AUTUMNAL CLOUDS and cool temperatures arrived Sunday, and are quite welcome. Don’t like it? Go to Florida.

DAVID LETTERMAN GAVE an amazing eight-minute speech tonight, on his first new show since the attacks. It was the most consistently sincere moment of his 20-year hosting career, and may indeed have signaled the end of the Age of Irony.

Dan Rather’s on with Letterman as I write this, and he’s giving a brutally pro-war sermon, pleading with the nation to gird its collective loins and gather the “staying power” to unquestioningly support whatever follows, including ground-troop invasions in multiple countries. That, he claims, will prove the nation’s mettle. As you may have discerned, I have a slightly different belief–that following the same path and strategy for years on end, no matter the results or lack of results, is one of the the Vietnam debacle’s top contributing factors.

I’m recalling the last lines of Letterman’s opening speech, in which he said the most important thing anyone can have is courage.

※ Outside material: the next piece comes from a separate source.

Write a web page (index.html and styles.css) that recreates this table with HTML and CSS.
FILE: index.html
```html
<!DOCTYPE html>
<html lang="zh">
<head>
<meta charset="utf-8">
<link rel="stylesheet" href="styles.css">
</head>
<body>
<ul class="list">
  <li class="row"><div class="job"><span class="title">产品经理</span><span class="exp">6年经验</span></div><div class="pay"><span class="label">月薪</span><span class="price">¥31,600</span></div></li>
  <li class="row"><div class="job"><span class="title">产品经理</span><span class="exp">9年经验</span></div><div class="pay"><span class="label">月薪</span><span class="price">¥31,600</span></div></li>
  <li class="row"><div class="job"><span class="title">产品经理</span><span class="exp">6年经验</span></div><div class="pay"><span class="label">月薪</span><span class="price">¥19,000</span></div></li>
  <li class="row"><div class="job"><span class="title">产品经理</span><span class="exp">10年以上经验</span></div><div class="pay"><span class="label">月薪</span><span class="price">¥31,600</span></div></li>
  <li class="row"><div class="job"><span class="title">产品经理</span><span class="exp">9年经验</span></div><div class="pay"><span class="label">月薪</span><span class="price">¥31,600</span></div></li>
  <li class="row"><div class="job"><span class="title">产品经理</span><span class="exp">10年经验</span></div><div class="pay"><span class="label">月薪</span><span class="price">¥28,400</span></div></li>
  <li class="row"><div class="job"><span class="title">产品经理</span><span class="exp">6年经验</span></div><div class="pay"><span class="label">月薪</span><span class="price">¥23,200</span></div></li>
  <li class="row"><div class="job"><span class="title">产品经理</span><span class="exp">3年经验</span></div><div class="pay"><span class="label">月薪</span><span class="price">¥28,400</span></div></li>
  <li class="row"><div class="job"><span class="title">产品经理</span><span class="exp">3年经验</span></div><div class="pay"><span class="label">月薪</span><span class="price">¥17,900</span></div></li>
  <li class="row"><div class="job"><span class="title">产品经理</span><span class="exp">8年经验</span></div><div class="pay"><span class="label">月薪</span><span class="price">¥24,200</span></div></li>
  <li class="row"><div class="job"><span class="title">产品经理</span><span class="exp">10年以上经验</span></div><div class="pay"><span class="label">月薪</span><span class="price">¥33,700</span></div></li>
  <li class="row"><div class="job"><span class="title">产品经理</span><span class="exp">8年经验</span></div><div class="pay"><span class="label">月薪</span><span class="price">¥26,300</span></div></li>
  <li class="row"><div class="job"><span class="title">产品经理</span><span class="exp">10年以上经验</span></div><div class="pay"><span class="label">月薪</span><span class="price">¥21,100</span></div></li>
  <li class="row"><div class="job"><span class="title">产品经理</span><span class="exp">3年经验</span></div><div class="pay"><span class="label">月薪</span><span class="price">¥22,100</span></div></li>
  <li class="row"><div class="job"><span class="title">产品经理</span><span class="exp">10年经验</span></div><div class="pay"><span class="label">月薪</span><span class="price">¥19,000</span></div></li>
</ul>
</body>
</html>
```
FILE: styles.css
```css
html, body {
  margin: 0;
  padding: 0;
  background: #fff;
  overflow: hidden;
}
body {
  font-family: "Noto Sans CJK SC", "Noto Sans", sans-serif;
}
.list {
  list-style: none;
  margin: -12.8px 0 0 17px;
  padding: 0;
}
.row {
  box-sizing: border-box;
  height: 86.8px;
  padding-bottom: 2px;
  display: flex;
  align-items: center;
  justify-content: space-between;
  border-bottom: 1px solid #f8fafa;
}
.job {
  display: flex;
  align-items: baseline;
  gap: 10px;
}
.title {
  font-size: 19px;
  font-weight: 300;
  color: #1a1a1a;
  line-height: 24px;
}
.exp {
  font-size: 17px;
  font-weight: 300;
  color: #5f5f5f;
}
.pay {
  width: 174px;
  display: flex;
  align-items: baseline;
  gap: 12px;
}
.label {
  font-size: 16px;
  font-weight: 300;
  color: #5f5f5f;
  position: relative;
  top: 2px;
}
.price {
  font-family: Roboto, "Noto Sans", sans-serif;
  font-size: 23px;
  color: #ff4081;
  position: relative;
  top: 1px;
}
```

It’ll take courage to call for a less visceral, more thoughtful response to the terror–not because we don’t support our country but because we do, and we want it to do the right thing.

9/11 PART 37
Sep 16th, 2001 by Clark Humphrey

PHIL AGRE WRITES:

“In an infrastructural world, security cannot be a force, something exerted from the outside, a lid kept down or a shield put up.

“…The important thing is to draw a distinction between military action, as the exercise within a framework of international law of the power of a legitimate democratic state, and war, as the imposition of a total social order that is the antithesis of democracy, and that, in the current technological conditions of war, has no end in sight.”

IRA CHERNUS WRITES:

“To ask about our share of responsibility does not in any way condone the evil. It does not lessen by one whit the responsibility of those who actually did the deed. In death as in life, they remain fully responsible for their own heinous choices.

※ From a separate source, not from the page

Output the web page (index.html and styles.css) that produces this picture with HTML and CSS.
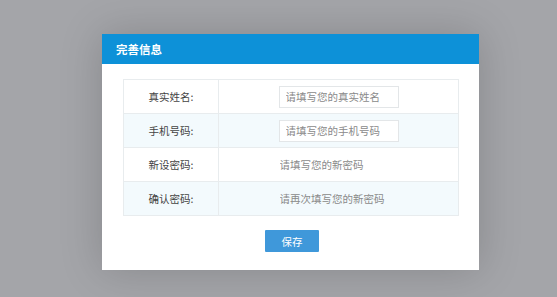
FILE: index.html
```html
<!DOCTYPE html>
<html lang="zh">
<head>
<meta charset="utf-8">
<title>完善信息</title>
<link rel="stylesheet" href="styles.css">
</head>
<body>
<div class="overlay">
  <div class="dialog">
    <div class="dialog-header">完善信息</div>
    <div class="dialog-body">
      <table class="form-table">
        <tr>
          <td class="label">真实姓名:</td>
          <td class="field"><input class="text-input" type="text" placeholder="请填写您的真实姓名"></td>
        </tr>
        <tr class="alt">
          <td class="label">手机号码:</td>
          <td class="field"><input class="text-input" type="text" placeholder="请填写您的手机号码"></td>
        </tr>
        <tr>
          <td class="label">新设密码:</td>
          <td class="field"><input class="text-input plain" type="password" placeholder="请填写您的新密码"></td>
        </tr>
        <tr class="alt">
          <td class="label">确认密码:</td>
          <td class="field"><input class="text-input plain" type="password" placeholder="请再次填写您的新密码"></td>
        </tr>
      </table>
      <div class="actions">
        <button class="save-btn" type="button">保存</button>
      </div>
    </div>
  </div>
</div>
</body>
</html>
```

FILE: styles.css
```css
* { box-sizing: border-box; }
html, body {
  margin: 0;
  height: 100%;
}
body {
  background: #a4a5a9;
  font-family: "Noto Sans CJK SC", "Noto Sans", sans-serif;
  overflow: hidden;
}
.overlay {
  padding: 34px 0 0 102px;
}
.dialog {
  width: 377px;
  height: 236px;
  background: #fff;
  box-shadow: 0 0 40px rgba(0, 0, 0, 0.18);
  display: flex;
  flex-direction: column;
}
.dialog-header {
  height: 30px;
  background: #0d91d8;
  color: #fff;
  font-size: 11.5px;
  font-weight: bold;
  line-height: 30px;
  padding-left: 14px;
}
.dialog-body {
  padding: 15px 20px 0 21px;
}
.form-table {
  width: 336px;
  border-collapse: collapse;
  font-size: 10.5px;
  color: #444;
}
.form-table td {
  border: 1px solid #e8ecee;
  height: 34px;
  padding: 0;
}
.form-table tr.alt td {
  background: #f3fafd;
}
.label {
  width: 95px;
  text-align: center;
}
.field {
  text-align: center;
}
.text-input {
  width: 120px;
  height: 22px;
  border: 1px solid #e3e6e8;
  background: #fff;
  font-family: inherit;
  font-size: 10.5px;
  padding: 0 0 0 6px;
  color: #333;
  outline: none;
  vertical-align: middle;
}
.text-input::placeholder {
  color: #8a8a8a;
}
.text-input.plain {
  border: none;
  background: transparent;
  padding-left: 1px;
}
.actions {
  display: flex;
  justify-content: center;
  padding-top: 14px;
  padding-left: 0;
}
.save-btn {
  width: 54px;
  height: 22px;
  border: none;
  border-radius: 1px;
  background: #3f98da;
  color: #fff;
  font-family: inherit;
  font-size: 10.5px;
  padding: 0;
  margin-left: 2px;
}
```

“But pacifists cast the net of responsibility more widely because that is the only way to end the cycle of violence. If we go on putting all the blame on others, and thereby justifying vengeance, we simply perpetuate the suffering and anger that led to the violence.”

NAOMI KLEIN WRITES:

“The era of the video game war in which the U.S. is always at the controls has produced a blinding rage in many parts of the world, a rage at the persistent asymmetry of suffering. This is the context in which twisted revenge seekers make no other demand than that American citizens share their pain.

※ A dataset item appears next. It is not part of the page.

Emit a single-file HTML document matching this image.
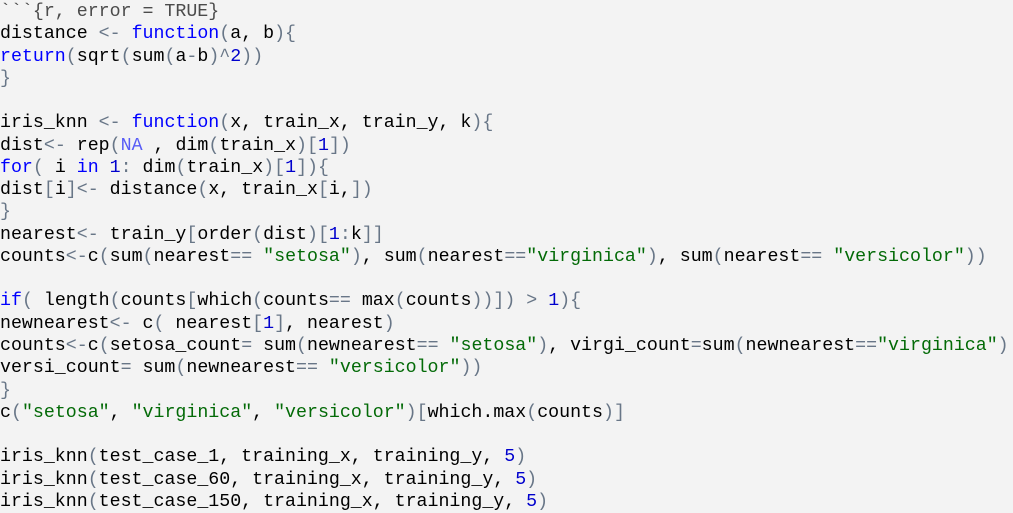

“…The illusion of war without casualties has been forever shattered. A blinking message is up on our collective video game console: Game Over.”

ROBERT FISK WRITES:

“Retaliation is a trap. In a world that was supposed to have learnt that the rule of law comes above revenge, President Bush appears to be heading for the very disaster that Osama bin Laden has laid down for him.”

AND LAWRENCE FREEDMAN WRITES:

“The first step is to agree a realistic description of the objective. The eradication of terrorism as a global phenomenon does not meet this test, because not only is the definition contested in many instances but also the phenomenon’s existence is bound up with numerous conflicts, many beyond immediate resolution.”

9/11 PART 36 (REMEMBRANCE PHOTOS)
Sep 16th, 2001 by Clark Humphrey

A UGANDA-BASED relief site offers a list of “Ways to Help America.”

AN EMAIL CORRESPONDENT passed along a quotation from David Foster Wallace’s novel Infinite Jest, concerning things one can learn in rehab:

“No single moment is in and of itself unendurable.”

P-I COLUMNIST ANTHONY ROBINSON WRITES:

“In the longer term, nobility and morality shall be found in restraint rather than in simply unleashing American power and violence in retaliation or retribution.”

OFFICIAL NOTICE: As of Monday, it’s officially OK to complain about Bush again.

PHOTO-REPORTAGE DEPT.: At Friday’s bombing memorial at Westlake, a man made and brought a matchstick model of the towers…

…while a woman took a ball-point pen to the manila envelope she was holding, and made an impromptu sign reading “AN EYE FOR AN EYE WILL MAKE THE WORLD BLIND.”

Later that afternoon, a bagpiper serenaded the people placing flowers at Alki Beach’s Statue of Liberty replica…

…where someone had left a desktop-published plea to “move forward and live well.”

At the firefighters’ memorial in Pioneer Square, more flowers honor the fallen NYC firefighters.

At the memorial floral display in the Seattle Center International Fountain, where hundreds brought flowers and displays, someone placed a homemade flag with the American Airlines logo…

…while a chalk artist made a plea to move beyond calls for vengeance.

9/11 PART 35
Sep 15th, 2001 by Clark Humphrey

A Uganda-based relief site offers a list of “Ways to Help America.”

9/11 PART 34
Sep 15th, 2001 by Clark Humphrey

THe first regular network TV fare to resume airing was CBS’s Saturday-morning block of Nickelodeon reruns. Blue’s Clues can just be so soothing… at least until it’s interrupted by the abrupt resumption of blanket news coverage.